* **Data for the task**:
* * *
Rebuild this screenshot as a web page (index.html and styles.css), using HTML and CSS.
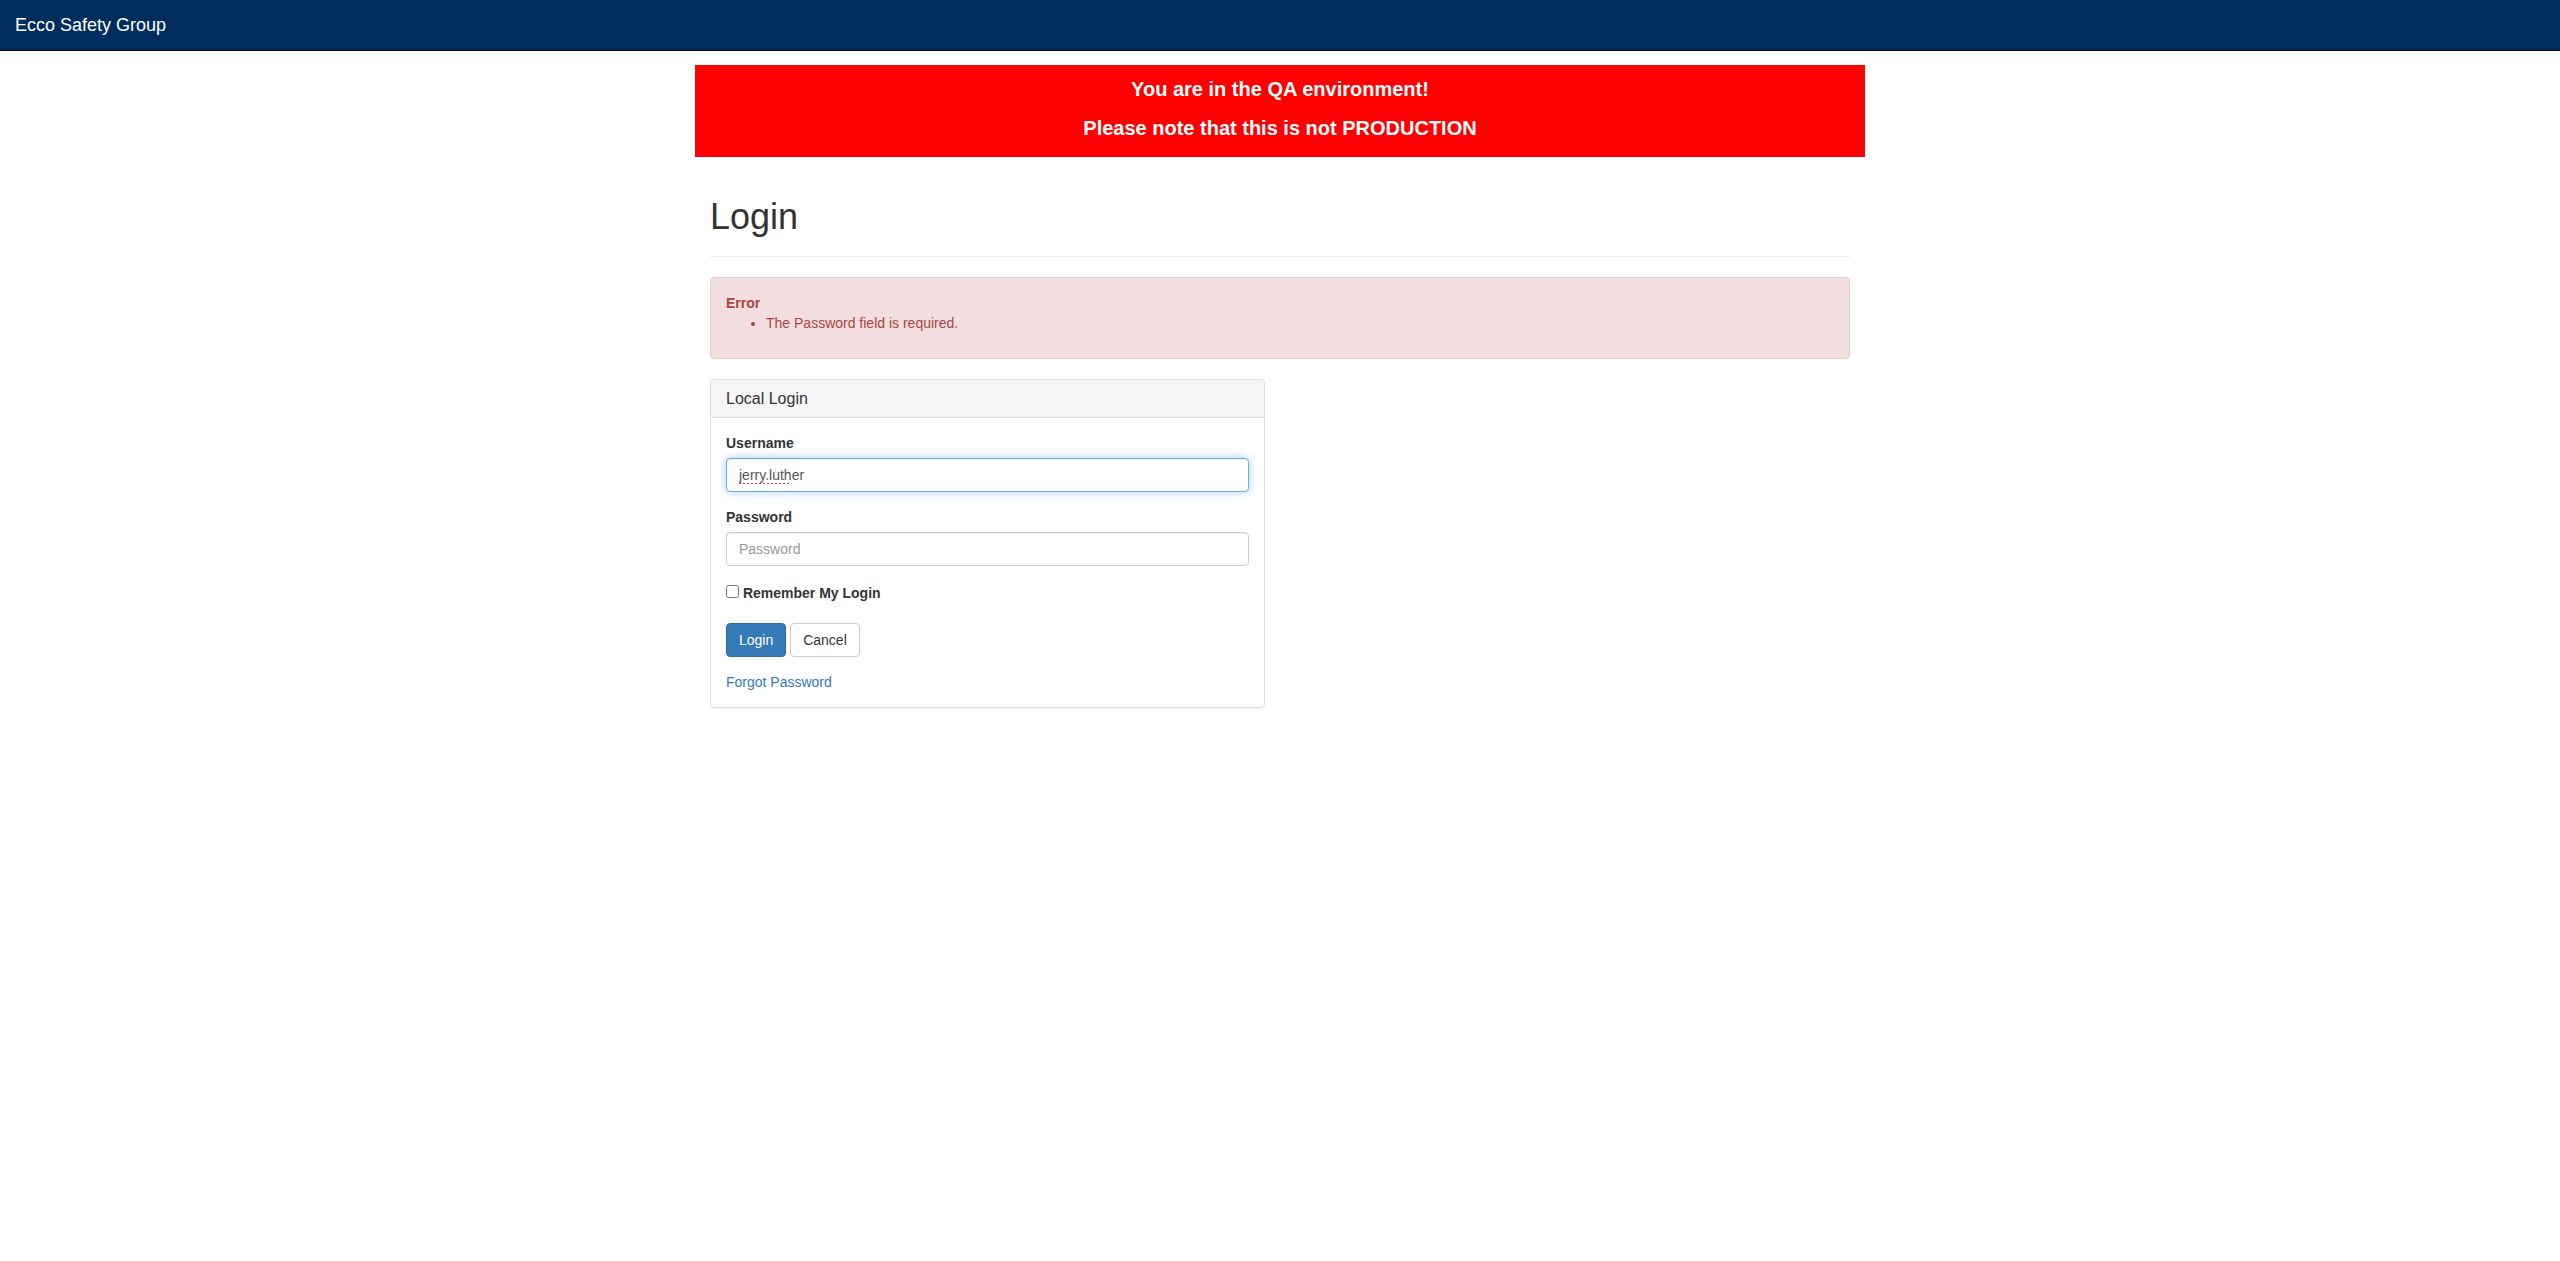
* * *
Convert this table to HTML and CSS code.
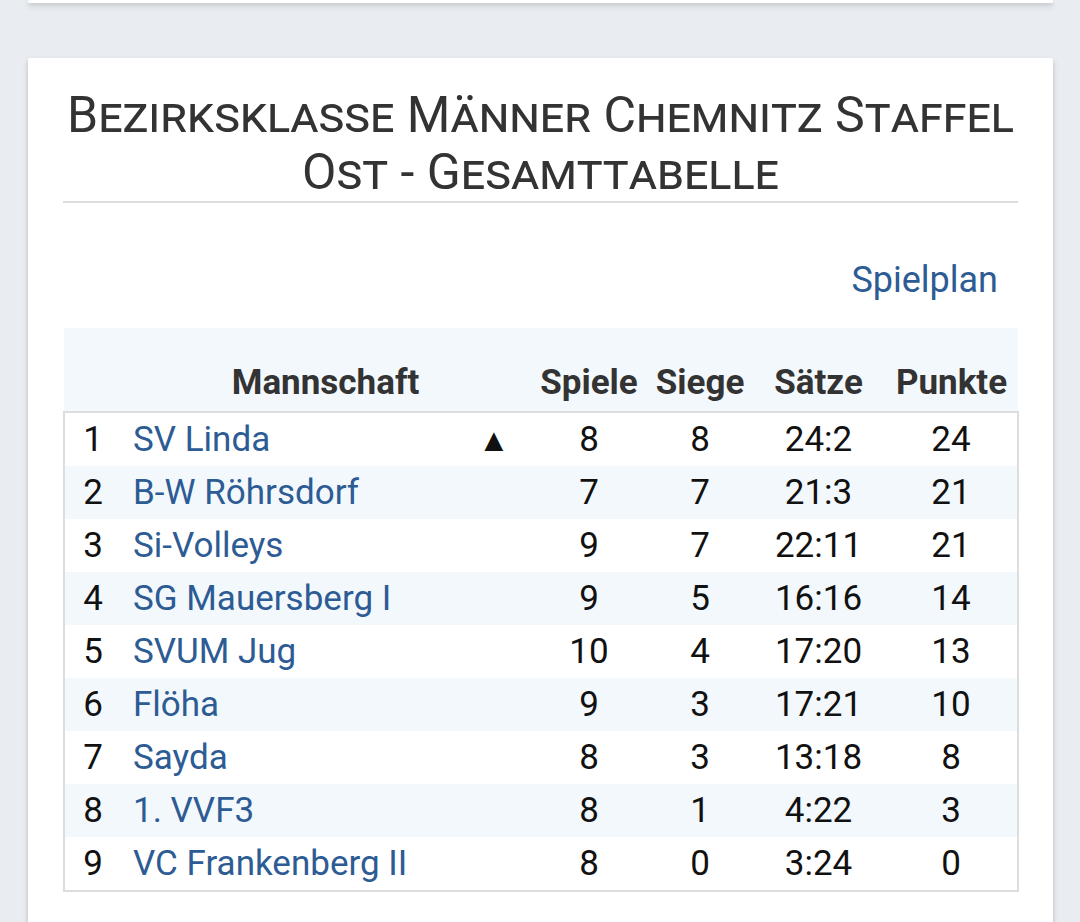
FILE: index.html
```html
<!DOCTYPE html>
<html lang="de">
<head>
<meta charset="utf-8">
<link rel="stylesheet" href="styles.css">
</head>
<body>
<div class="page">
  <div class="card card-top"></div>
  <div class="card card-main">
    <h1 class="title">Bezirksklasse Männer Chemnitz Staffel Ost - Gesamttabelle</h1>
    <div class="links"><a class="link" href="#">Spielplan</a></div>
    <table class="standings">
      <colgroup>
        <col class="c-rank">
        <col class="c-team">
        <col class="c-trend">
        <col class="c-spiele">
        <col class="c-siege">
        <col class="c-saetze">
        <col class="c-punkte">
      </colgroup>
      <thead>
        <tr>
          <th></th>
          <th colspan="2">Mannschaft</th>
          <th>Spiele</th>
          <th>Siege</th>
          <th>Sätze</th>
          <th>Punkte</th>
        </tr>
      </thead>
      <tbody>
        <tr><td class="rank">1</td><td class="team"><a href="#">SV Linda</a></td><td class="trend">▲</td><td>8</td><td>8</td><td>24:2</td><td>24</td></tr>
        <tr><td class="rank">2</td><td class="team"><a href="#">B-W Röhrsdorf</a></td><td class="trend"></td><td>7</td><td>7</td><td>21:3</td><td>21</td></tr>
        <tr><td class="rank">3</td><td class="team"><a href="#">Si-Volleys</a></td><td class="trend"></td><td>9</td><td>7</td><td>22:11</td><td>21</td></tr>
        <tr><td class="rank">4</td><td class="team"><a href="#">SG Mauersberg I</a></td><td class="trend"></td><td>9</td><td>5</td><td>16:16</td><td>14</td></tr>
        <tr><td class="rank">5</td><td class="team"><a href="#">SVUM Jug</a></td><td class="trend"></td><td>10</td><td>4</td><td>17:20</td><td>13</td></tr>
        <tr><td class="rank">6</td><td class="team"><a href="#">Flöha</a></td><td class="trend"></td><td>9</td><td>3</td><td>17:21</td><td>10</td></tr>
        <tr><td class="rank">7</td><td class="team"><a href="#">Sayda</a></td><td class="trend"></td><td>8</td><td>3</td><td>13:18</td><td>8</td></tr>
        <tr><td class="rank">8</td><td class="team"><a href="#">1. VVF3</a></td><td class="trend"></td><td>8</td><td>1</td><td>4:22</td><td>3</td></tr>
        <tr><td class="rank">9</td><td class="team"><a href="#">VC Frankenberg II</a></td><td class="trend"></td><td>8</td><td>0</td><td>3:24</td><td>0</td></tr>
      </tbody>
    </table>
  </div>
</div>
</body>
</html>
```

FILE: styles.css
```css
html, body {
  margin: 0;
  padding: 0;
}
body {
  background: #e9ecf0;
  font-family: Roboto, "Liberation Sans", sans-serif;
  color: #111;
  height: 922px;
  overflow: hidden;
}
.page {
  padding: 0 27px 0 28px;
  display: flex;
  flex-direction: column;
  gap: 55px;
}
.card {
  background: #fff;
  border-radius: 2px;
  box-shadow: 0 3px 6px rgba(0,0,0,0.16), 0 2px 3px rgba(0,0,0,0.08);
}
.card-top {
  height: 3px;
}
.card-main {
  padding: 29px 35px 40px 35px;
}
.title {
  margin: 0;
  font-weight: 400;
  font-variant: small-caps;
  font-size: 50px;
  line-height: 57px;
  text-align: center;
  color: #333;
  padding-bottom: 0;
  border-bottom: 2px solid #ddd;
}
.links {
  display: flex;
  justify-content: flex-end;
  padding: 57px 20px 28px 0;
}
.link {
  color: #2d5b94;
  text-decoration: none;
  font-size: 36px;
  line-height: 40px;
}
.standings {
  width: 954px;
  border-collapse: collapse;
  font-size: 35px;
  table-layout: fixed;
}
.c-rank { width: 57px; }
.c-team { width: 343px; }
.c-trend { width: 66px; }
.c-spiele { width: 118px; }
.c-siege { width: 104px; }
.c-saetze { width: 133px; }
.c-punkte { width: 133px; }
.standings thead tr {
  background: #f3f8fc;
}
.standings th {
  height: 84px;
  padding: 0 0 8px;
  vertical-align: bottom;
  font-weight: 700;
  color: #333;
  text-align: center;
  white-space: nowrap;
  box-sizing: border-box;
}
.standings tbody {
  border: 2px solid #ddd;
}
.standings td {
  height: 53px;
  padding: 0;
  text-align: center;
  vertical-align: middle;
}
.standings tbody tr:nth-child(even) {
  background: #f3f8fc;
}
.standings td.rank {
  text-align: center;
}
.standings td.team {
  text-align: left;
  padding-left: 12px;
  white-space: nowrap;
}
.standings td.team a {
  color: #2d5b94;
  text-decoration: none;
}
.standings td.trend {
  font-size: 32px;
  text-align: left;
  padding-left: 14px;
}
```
* * *
* **Short exercise**:
Every line above that contains the word "this" should be reported.

* **Correct output**:
Rebuild this screenshot as a web page (index.html and styles.css), using HTML and CSS.
Convert this table to HTML and CSS code.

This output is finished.